Method of Lagrange Multipliers
Popular method to solve constrained optimization problems.
Lagrange Multipliers
Optimization problem with constraints is often defined as follows:
- Objective function to be maximized or minimized
- Constraint(s) that must be satisfied
In the case of the figure above, the objective function is $f(x,y)$ and the constraint is $g(x,y) = c$.
Very rough idea is as follows:
Out of the many level curves $f(x,y) = d$ can take, we want to pick the one with maximum or minimum $d$.
Since we have a constraint, we can only expand or shrink the curve until it touches the constraint $g(x,y) = c$.
There should be a point where both curves become tangent to each other.

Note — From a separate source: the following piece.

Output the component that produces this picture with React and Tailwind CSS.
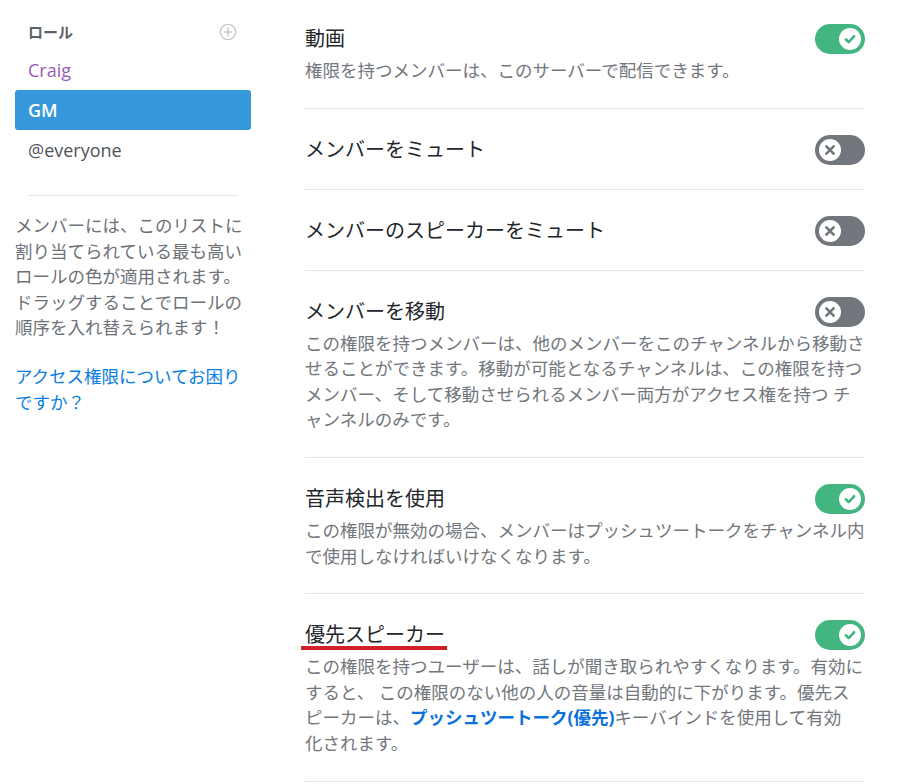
import React from "react";

const roles = [
  { name: "Craig", color: "text-[#9b59b6]" },
  { name: "GM", selected: true },
  { name: "@everyone", color: "text-[#4f545c]" },
];

function Toggle({ on }) {
  return (
    <div
      className={`relative w-[50px] h-[30px] rounded-full flex-shrink-0 flex items-center px-[4px] ${
        on ? "bg-[#43b581] justify-end" : "bg-[#72767d] justify-start"
      }`}
    >
      <div className="w-[22px] h-[22px] rounded-full bg-white flex items-center justify-center">
        {on ? (
          <svg width="18" height="18" viewBox="0 0 20 20" fill="none">
            <path d="M5.5 10.5l3 3 6-6.5" stroke="#43b581" strokeWidth="3" strokeLinecap="round" strokeLinejoin="round" />
          </svg>
        ) : (
          <svg width="16" height="16" viewBox="0 0 20 20" fill="none">
            <path d="M5.5 5.5l9 9M14.5 5.5l-9 9" stroke="#72767d" strokeWidth="3.4" strokeLinecap="round" />
          </svg>
        )}
      </div>
    </div>
  );
}

function Permission({ title, on, first, underline, children }) {
  return (
    <div className={`${first ? "pt-[24px]" : "pt-[26px]"} pb-[24px] border-b border-[#e3e5e8]`}>
      <div className="flex items-center justify-between h-[30px]">
        <span className="relative text-[20px] leading-[30px] text-[#23262a]">
          {title}
          {underline && (
            <span className="absolute left-[-4px] right-[-2px] top-[26px] h-[4px] bg-[#cf2127]" />
          )}
        </span>
        <Toggle on={on} />
      </div>
      {children && (
        <p className="mt-[4px] text-[17.5px] leading-[25.6px] text-[#72767d]">{children}</p>
      )}
    </div>
  );
}

export default function App() {
  return (
    <div className="w-[897px] h-[784px] overflow-hidden bg-white font-['Open_Sans','Noto_Sans_CJK_JP',sans-serif] flex pl-[15px]">
      <aside className="w-[236px] flex-shrink-0">
        <div className="mt-[20px] h-[24px] flex items-center justify-between pl-[13px] pr-[14px]">
          <span className="text-[15px] font-bold text-[#5d6269]">ロール</span>
          <svg width="18" height="18" viewBox="0 0 20 20" fill="none">
            <circle cx="10" cy="10" r="8.5" stroke="#c7c9cc" strokeWidth="1.6" />
            <path d="M10 6v8M6 10h8" stroke="#c7c9cc" strokeWidth="1.8" strokeLinecap="round" />
          </svg>
        </div>
        <div className="mt-[6px]">
          {roles.map((r) => (
            <div
              key={r.name}
              className={`h-[40px] flex items-center px-[13px] rounded-[3px] text-[18px] ${
                r.selected ? "bg-[#3498db] text-white font-semibold" : r.color
              }`}
            >
              {r.name}
            </div>
          ))}
        </div>
        <div className="mt-[25px] mx-[13px] border-t border-[#e3e5e8]" />
        <p className="mt-[17px] text-[17.5px] leading-[25.6px] text-[#6d7278]">
          メンバーには、このリストに割り当てられている最も高いロールの色が適用されます。ドラッグすることでロールの順序を入れ替えられます！
        </p>
        <p className="mt-[23px] text-[17.5px] leading-[25.6px] text-[#0b7ee0]">
          アクセス権限についてお困りですか？
        </p>
      </aside>

      <main className="ml-[54px] w-[560px] flex-shrink-0">
        <Permission title="動画" on first>
          権限を持つメンバーは、このサーバーで配信できます。
        </Permission>
        <Permission title="メンバーをミュート" />
        <Permission title="メンバーのスピーカーをミュート" />
        <Permission title="メンバーを移動">
          この権限を持つメンバーは、他のメンバーをこのチャンネルから移動させることができます。移動が可能となるチャンネルは、この権限を持つメンバー、そして移動させられるメンバー両方がアクセス権を持つ チャンネルのみです。
        </Permission>
        <Permission title="音声検出を使用" on>
          この権限が無効の場合、メンバーはプッシュツートークをチャンネル内で使用しなければいけなくなります。
        </Permission>
        <Permission title="優先スピーカー" on underline>
          この権限を持つユーザーは、話しが聞き取られやすくなります。有効にすると、 この権限のない他の人の音量は自動的に下がります。優先スピーカーは、
          <span className="font-bold text-[#0b6fdc]">プッシュツートーク(優先)</span>
          キーバインドを使用して有効
          <br />
          化されます。
        </Permission>
      </main>
    </div>
  );
}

At this tangent, $f(x,y)$ is at a local extreme while satisfying the constraint.
The gradient vector $\nabla f(x,y)$ is orthogal to its tangent vector, and so is the gradient vector $\nabla g(x,y)$ to its tangent vector.
Although they may be in opposite directions and/or different magnitudes, both gradient vectors are aligned.
In the figure above, they are the blue dotted line vector and the red line vector at the tangent point facing opposite directions.
If we scale the gradient vector $\nabla g(x,y)$ by a constant $\lambda$, we can make it equal to the gradient vector $\nabla f(x,y)$.
$$ \nabla f(x,y) = \lambda \nabla g(x,y) \quad \Rightarrow\quad \nabla f(x,y) - \lambda \nabla g(x,y) = 0 $$
This constant $\lambda$ is called the Lagrange multiplier, and $(x,y)$ that satisfies the above equation is the optimal solution.
Multiple constraints
When there are multiple constraints, i.e. $g_i(x,y) = c_i$, we can extend the above equation as follows:
$$ \nabla f(x,y) = \sum_{i=1}^{m} \lambda_i \nabla g_i(x,y) \quad \Rightarrow\quad \nabla f(x,y) - \sum_{i=1}^{m} \lambda_i \nabla g_i(x,y) = 0 $$
where $m$ is the number of constraints.
$\lambda_i$ are the set of Lagrange multipliers.
Lagrangian
You may be wondering where the actual constraint constant of each $g_i(x,y) = c_i$ went.
Because that information is not captured in the equation above.
In fact, the above system of equations does not provide enough information to solve for the optimal solution, because now we have added $m$ more unknowns $\lambda_i$, while the gradient vectors $\nabla f(x,y)$ and $\nabla g_i(x,y)$ only provide enough for $x$ and $y$.
We want to package the information of the constraints into the system of equations.
The Lagrangian is the function that accomplishes this.
$$ \mathcal{L}(x,y,\lambda) = f(x,y) - \sum_{i=1}^{m} \lambda_i (g_i(x,y) - c_i) $$
To solve for the optimal solution, now you just need to solve:
$$ \nabla \mathcal{L}(x,y,\lambda) = 0 $$
\[\nabla \mathcal{L}(x,y,\lambda) = \begin{bmatrix} \frac{\partial \mathcal{L}}{\partial x} \\ \frac{\partial \mathcal{L}}{\partial y} \\ \frac{\partial \mathcal{L}}{\partial \lambda_1} \\ \vdots \\ \frac{\partial \mathcal{L}}{\partial \lambda_m} \end{bmatrix} = \vec{0}\]Lagrangian dual function
To be added
The above Lagrangian is the primal form of the optimization problem.
There is actually a dual form of the optimization problem.
Say our goal was to minimize the Lagrangian above:
The primal approach above is to minimize the first part by minimizing over the primal variables $x$ and $y$ while adhering to the second part.
Or we could try to maximize the second part by maximizing over the dual variable $\lambda$ while adhering to some constraints which are derived from the primal variables.
Why would we want to do this?
Turns out, sometimes the dual form is easier to solve than the primal form.